→ SOURCE EXCERPT
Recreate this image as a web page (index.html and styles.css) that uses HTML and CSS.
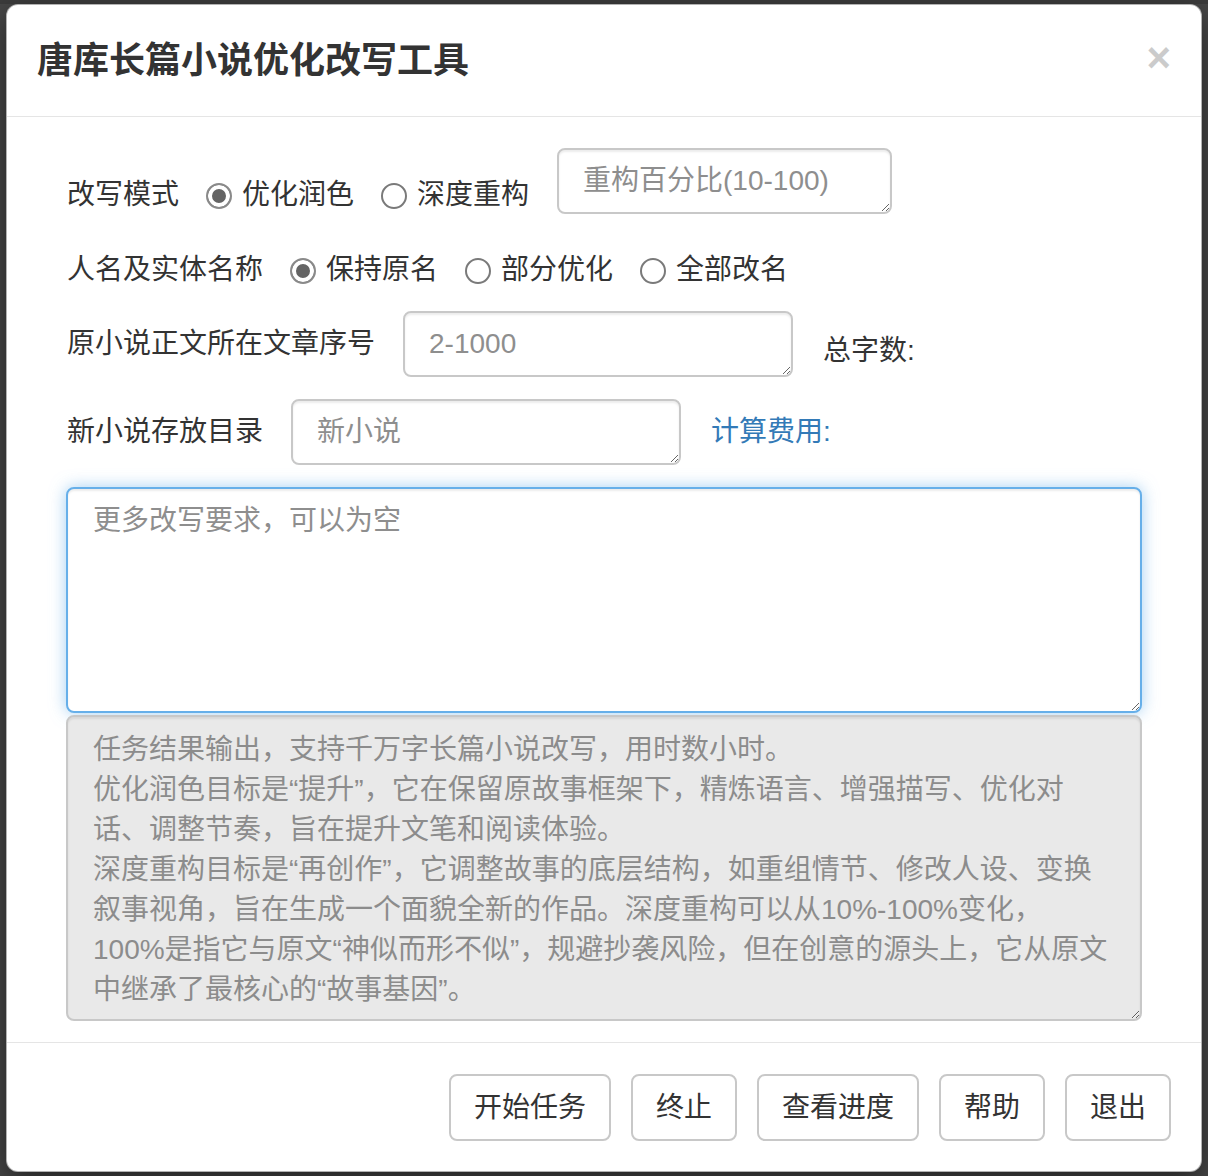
FILE: index.html
```html
<!DOCTYPE html>
<html lang="zh-CN">
<head>
<meta charset="utf-8">
<title>唐库长篇小说优化改写工具</title>
<link rel="stylesheet" href="styles.css">
</head>
<body>
<div class="modal">
  <div class="modal-header">
    <h4 class="modal-title">唐库长篇小说优化改写工具</h4>
    <button class="close" type="button">×</button>
  </div>
  <div class="modal-body">
    <div class="form">
      <div class="row row-mode">
        <span class="lbl">改写模式</span>
        <label class="opt"><input type="radio" name="mode" checked><span>优化润色</span></label>
        <label class="opt"><input type="radio" name="mode"><span>深度重构</span></label>
        <textarea class="field field-percent" placeholder="重构百分比(10-100)"></textarea>
      </div>
      <div class="row row-names">
        <span class="lbl">人名及实体名称</span>
        <label class="opt"><input type="radio" name="names" checked><span>保持原名</span></label>
        <label class="opt"><input type="radio" name="names"><span>部分优化</span></label>
        <label class="opt"><input type="radio" name="names"><span>全部改名</span></label>
      </div>
      <div class="row row-chapter">
        <span class="lbl lbl-field">原小说正文所在文章序号</span>
        <textarea class="field field-wide" placeholder="2-1000"></textarea>
        <span class="info info-count">总字数:</span>
      </div>
      <div class="row row-dir">
        <span class="lbl lbl-field">新小说存放目录</span>
        <textarea class="field field-wide" placeholder="新小说"></textarea>
        <a class="info info-cost">计算费用:</a>
      </div>
      <textarea class="field big focused" placeholder="更多改写要求，可以为空"></textarea>
      <div class="notice">
        <span class="line">任务结果输出，支持千万字长篇小说改写，用时数小时。</span>
        <span class="line">优化润色目标是“提升”，它在保留原故事框架下，精炼语言、增强描写、优化对</span>
        <span class="line">话、调整节奏，旨在提升文笔和阅读体验。</span>
        <span class="line">深度重构目标是“再创作”，它调整故事的底层结构，如重组情节、修改人设、变换</span>
        <span class="line">叙事视角，旨在生成一个面貌全新的作品。深度重构可以从10%-100%变化，</span>
        <span class="line">100%是指它与原文“神似而形不似”，规避抄袭风险，但在创意的源头上，它从原文</span>
        <span class="line">中继承了最核心的“故事基因”。</span>
      </div>
    </div>
  </div>
  <div class="modal-footer">
    <button class="btn" type="button">开始任务</button>
    <button class="btn" type="button">终止</button>
    <button class="btn" type="button">查看进度</button>
    <button class="btn" type="button">帮助</button>
    <button class="btn" type="button">退出</button>
  </div>
</div>
</body>
</html>
```

FILE: styles.css
```css
html {
  background: #474747;
}

body {
  margin: 0;
  padding: 4px 6px;
  font-family: "Liberation Sans", "Noto Sans CJK SC", sans-serif;
  font-size: 28px;
  line-height: 40px;
  color: #333;
  background:
    linear-gradient(#3c3c3c, #3c3c3c) 0 0 / 100% 4px no-repeat,
    #474747;
}

.modal {
  background: #fff;
  border: 1px solid rgba(0, 0, 0, 0.3);
  border-radius: 12px;
  box-shadow: 0 10px 30px rgba(0, 0, 0, 0.5);
  height: 1166px;
  display: flex;
  flex-direction: column;
  overflow: hidden;
}

.modal-header {
  display: flex;
  align-items: center;
  justify-content: space-between;
  padding: 30px;
  border-bottom: 1px solid #e5e5e5;
}

.modal-title {
  margin: 0;
  font-size: 36px;
  line-height: 51px;
  font-weight: 700;
  color: #333;
}

.close {
  appearance: none;
  background: none;
  border: 0;
  padding: 0;
  margin-top: -6px;
  font-family: "Liberation Sans", sans-serif;
  font-size: 42px;
  font-weight: 700;
  line-height: 1;
  color: #000;
  opacity: 0.2;
}

.modal-body {
  padding: 31px 30px 21px;
  flex: 1;
}

.form {
  padding: 0 29px;
  display: flex;
  flex-direction: column;
}

.row {
  display: flex;
  align-items: flex-start;
}

.row-names {
  margin-top: 35px;
}

.row-chapter {
  margin-top: 21px;
}

.row-dir {
  margin-top: 22px;
}

.lbl {
  margin-left: 1px;
  white-space: nowrap;
}

.row-mode .lbl,
.row-mode .opt {
  margin-top: 27px;
}

.lbl-field {
  margin-top: 13px;
}

.opt {
  display: flex;
  align-items: center;
  gap: 10px;
  margin-left: 27px;
  white-space: nowrap;
}

.opt input {
  appearance: none;
  margin: 2px 0 0;
  width: 26px;
  height: 26px;
  border: 2px solid #7a7a7a;
  border-radius: 50%;
  background: #fff;
  box-sizing: border-box;
}

.opt input:checked {
  background: #646464;
  box-shadow: inset 0 0 0 4px #fff;
  border-color: #8a8a8a;
}

.field {
  box-sizing: border-box;
  font-family: "Liberation Sans", "Noto Sans CJK SC", sans-serif;
  font-size: 28px;
  line-height: 40px;
  color: #555;
  background: #fff;
  border: 2px solid #c8c8c8;
  border-radius: 8px;
  box-shadow: inset 0 2px 2px rgba(0, 0, 0, 0.075);
  padding: 11px 24px;
  margin: 0;
  outline: none;
}

.field::placeholder {
  color: #8e8e8e;
}

.field-percent {
  margin-left: 28px;
  width: 335px;
  height: 66px;
}

.field-wide {
  margin-left: 28px;
  width: 390px;
  height: 66px;
}

.info {
  margin-left: 30px;
  white-space: nowrap;
}

.info-count {
  margin-top: 20px;
}

.info-cost {
  margin-top: 13px;
  color: #337ab7;
  text-decoration: none;
}

.big {
  margin-top: 22px;
  width: 100%;
  height: 226px;
  padding: 12px 25px;
}

.focused {
  border-color: #66afe9;
  box-shadow: inset 0 2px 2px rgba(0, 0, 0, 0.075), 0 0 16px rgba(102, 175, 233, 0.6);
}

.notice {
  margin-top: 2px;
  box-sizing: border-box;
  height: 306px;
  padding: 13px 25px;
  background: #e9e9e9;
  border: 2px solid #c8c8c8;
  border-radius: 8px;
  box-shadow: inset 0 2px 2px rgba(0, 0, 0, 0.075);
  color: #8c8c8c;
  resize: both;
  overflow: hidden;
}

.line {
  display: block;
  white-space: nowrap;
}

.modal-footer {
  display: flex;
  justify-content: flex-end;
  gap: 20px;
  padding: 31px 30px;
  border-top: 1px solid #e5e5e5;
}

.btn {
  appearance: none;
  box-sizing: border-box;
  height: 67px;
  padding: 12px 23px;
  font-family: "Liberation Sans", "Noto Sans CJK SC", sans-serif;
  font-size: 28px;
  line-height: 40px;
  color: #333;
  background: #fff;
  border: 2px solid #c8c8c8;
  border-radius: 8px;
}
```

→ WHAT THE TASK REQUIRES
Write out the whole listing exactly, and drop the pictures.

→ THE RESPONSE
Recreate this image as a web page (index.html and styles.css) that uses HTML and CSS.
FILE: index.html
```html
<!DOCTYPE html>
<html lang="zh-CN">
<head>
<meta charset="utf-8">
<title>唐库长篇小说优化改写工具</title>
<link rel="stylesheet" href="styles.css">
</head>
<body>
<div class="modal">
  <div class="modal-header">
    <h4 class="modal-title">唐库长篇小说优化改写工具</h4>
    <button class="close" type="button">×</button>
  </div>
  <div class="modal-body">
    <div class="form">
      <div class="row row-mode">
        <span class="lbl">改写模式</span>
        <label class="opt"><input type="radio" name="mode" checked><span>优化润色</span></label>
        <label class="opt"><input type="radio" name="mode"><span>深度重构</span></label>
        <textarea class="field field-percent" placeholder="重构百分比(10-100)"></textarea>
      </div>
      <div class="row row-names">
        <span class="lbl">人名及实体名称</span>
        <label class="opt"><input type="radio" name="names" checked><span>保持原名</span></label>
        <label class="opt"><input type="radio" name="names"><span>部分优化</span></label>
        <label class="opt"><input type="radio" name="names"><span>全部改名</span></label>
      </div>
      <div class="row row-chapter">
        <span class="lbl lbl-field">原小说正文所在文章序号</span>
        <textarea class="field field-wide" placeholder="2-1000"></textarea>
        <span class="info info-count">总字数:</span>
      </div>
      <div class="row row-dir">
        <span class="lbl lbl-field">新小说存放目录</span>
        <textarea class="field field-wide" placeholder="新小说"></textarea>
        <a class="info info-cost">计算费用:</a>
      </div>
      <textarea class="field big focused" placeholder="更多改写要求，可以为空"></textarea>
      <div class="notice">
        <span class="line">任务结果输出，支持千万字长篇小说改写，用时数小时。</span>
        <span class="line">优化润色目标是“提升”，它在保留原故事框架下，精炼语言、增强描写、优化对</span>
        <span class="line">话、调整节奏，旨在提升文笔和阅读体验。</span>
        <span class="line">深度重构目标是“再创作”，它调整故事的底层结构，如重组情节、修改人设、变换</span>
        <span class="line">叙事视角，旨在生成一个面貌全新的作品。深度重构可以从10%-100%变化，</span>
        <span class="line">100%是指它与原文“神似而形不似”，规避抄袭风险，但在创意的源头上，它从原文</span>
        <span class="line">中继承了最核心的“故事基因”。</span>
      </div>
    </div>
  </div>
  <div class="modal-footer">
    <button class="btn" type="button">开始任务</button>
    <button class="btn" type="button">终止</button>
    <button class="btn" type="button">查看进度</button>
    <button class="btn" type="button">帮助</button>
    <button class="btn" type="button">退出</button>
  </div>
</div>
</body>
</html>
```

FILE: styles.css
```css
html {
  background: #474747;
}

body {
  margin: 0;
  padding: 4px 6px;
  font-family: "Liberation Sans", "Noto Sans CJK SC", sans-serif;
  font-size: 28px;
  line-height: 40px;
  color: #333;
  background:
    linear-gradient(#3c3c3c, #3c3c3c) 0 0 / 100% 4px no-repeat,
    #474747;
}

.modal {
  background: #fff;
  border: 1px solid rgba(0, 0, 0, 0.3);
  border-radius: 12px;
  box-shadow: 0 10px 30px rgba(0, 0, 0, 0.5);
  height: 1166px;
  display: flex;
  flex-direction: column;
  overflow: hidden;
}

.modal-header {
  display: flex;
  align-items: center;
  justify-content: space-between;
  padding: 30px;
  border-bottom: 1px solid #e5e5e5;
}

.modal-title {
  margin: 0;
  font-size: 36px;
  line-height: 51px;
  font-weight: 700;
  color: #333;
}

.close {
  appearance: none;
  background: none;
  border: 0;
  padding: 0;
  margin-top: -6px;
  font-family: "Liberation Sans", sans-serif;
  font-size: 42px;
  font-weight: 700;
  line-height: 1;
  color: #000;
  opacity: 0.2;
}

.modal-body {
  padding: 31px 30px 21px;
  flex: 1;
}

.form {
  padding: 0 29px;
  display: flex;
  flex-direction: column;
}

.row {
  display: flex;
  align-items: flex-start;
}

.row-names {
  margin-top: 35px;
}

.row-chapter {
  margin-top: 21px;
}

.row-dir {
  margin-top: 22px;
}

.lbl {
  margin-left: 1px;
  white-space: nowrap;
}

.row-mode .lbl,
.row-mode .opt {
  margin-top: 27px;
}

.lbl-field {
  margin-top: 13px;
}

.opt {
  display: flex;
  align-items: center;
  gap: 10px;
  margin-left: 27px;
  white-space: nowrap;
}

.opt input {
  appearance: none;
  margin: 2px 0 0;
  width: 26px;
  height: 26px;
  border: 2px solid #7a7a7a;
  border-radius: 50%;
  background: #fff;
  box-sizing: border-box;
}

.opt input:checked {
  background: #646464;
  box-shadow: inset 0 0 0 4px #fff;
  border-color: #8a8a8a;
}

.field {
  box-sizing: border-box;
  font-family: "Liberation Sans", "Noto Sans CJK SC", sans-serif;
  font-size: 28px;
  line-height: 40px;
  color: #555;
  background: #fff;
  border: 2px solid #c8c8c8;
  border-radius: 8px;
  box-shadow: inset 0 2px 2px rgba(0, 0, 0, 0.075);
  padding: 11px 24px;
  margin: 0;
  outline: none;
}

.field::placeholder {
  color: #8e8e8e;
}

.field-percent {
  margin-left: 28px;
  width: 335px;
  height: 66px;
}

.field-wide {
  margin-left: 28px;
  width: 390px;
  height: 66px;
}

.info {
  margin-left: 30px;
  white-space: nowrap;
}

.info-count {
  margin-top: 20px;
}

.info-cost {
  margin-top: 13px;
  color: #337ab7;
  text-decoration: none;
}

.big {
  margin-top: 22px;
  width: 100%;
  height: 226px;
  padding: 12px 25px;
}

.focused {
  border-color: #66afe9;
  box-shadow: inset 0 2px 2px rgba(0, 0, 0, 0.075), 0 0 16px rgba(102, 175, 233, 0.6);
}

.notice {
  margin-top: 2px;
  box-sizing: border-box;
  height: 306px;
  padding: 13px 25px;
  background: #e9e9e9;
  border: 2px solid #c8c8c8;
  border-radius: 8px;
  box-shadow: inset 0 2px 2px rgba(0, 0, 0, 0.075);
  color: #8c8c8c;
  resize: both;
  overflow: hidden;
}

.line {
  display: block;
  white-space: nowrap;
}

.modal-footer {
  display: flex;
  justify-content: flex-end;
  gap: 20px;
  padding: 31px 30px;
  border-top: 1px solid #e5e5e5;
}

.btn {
  appearance: none;
  box-sizing: border-box;
  height: 67px;
  padding: 12px 23px;
  font-family: "Liberation Sans", "Noto Sans CJK SC", sans-serif;
  font-size: 28px;
  line-height: 40px;
  color: #333;
  background: #fff;
  border: 2px solid #c8c8c8;
  border-radius: 8px;
}
```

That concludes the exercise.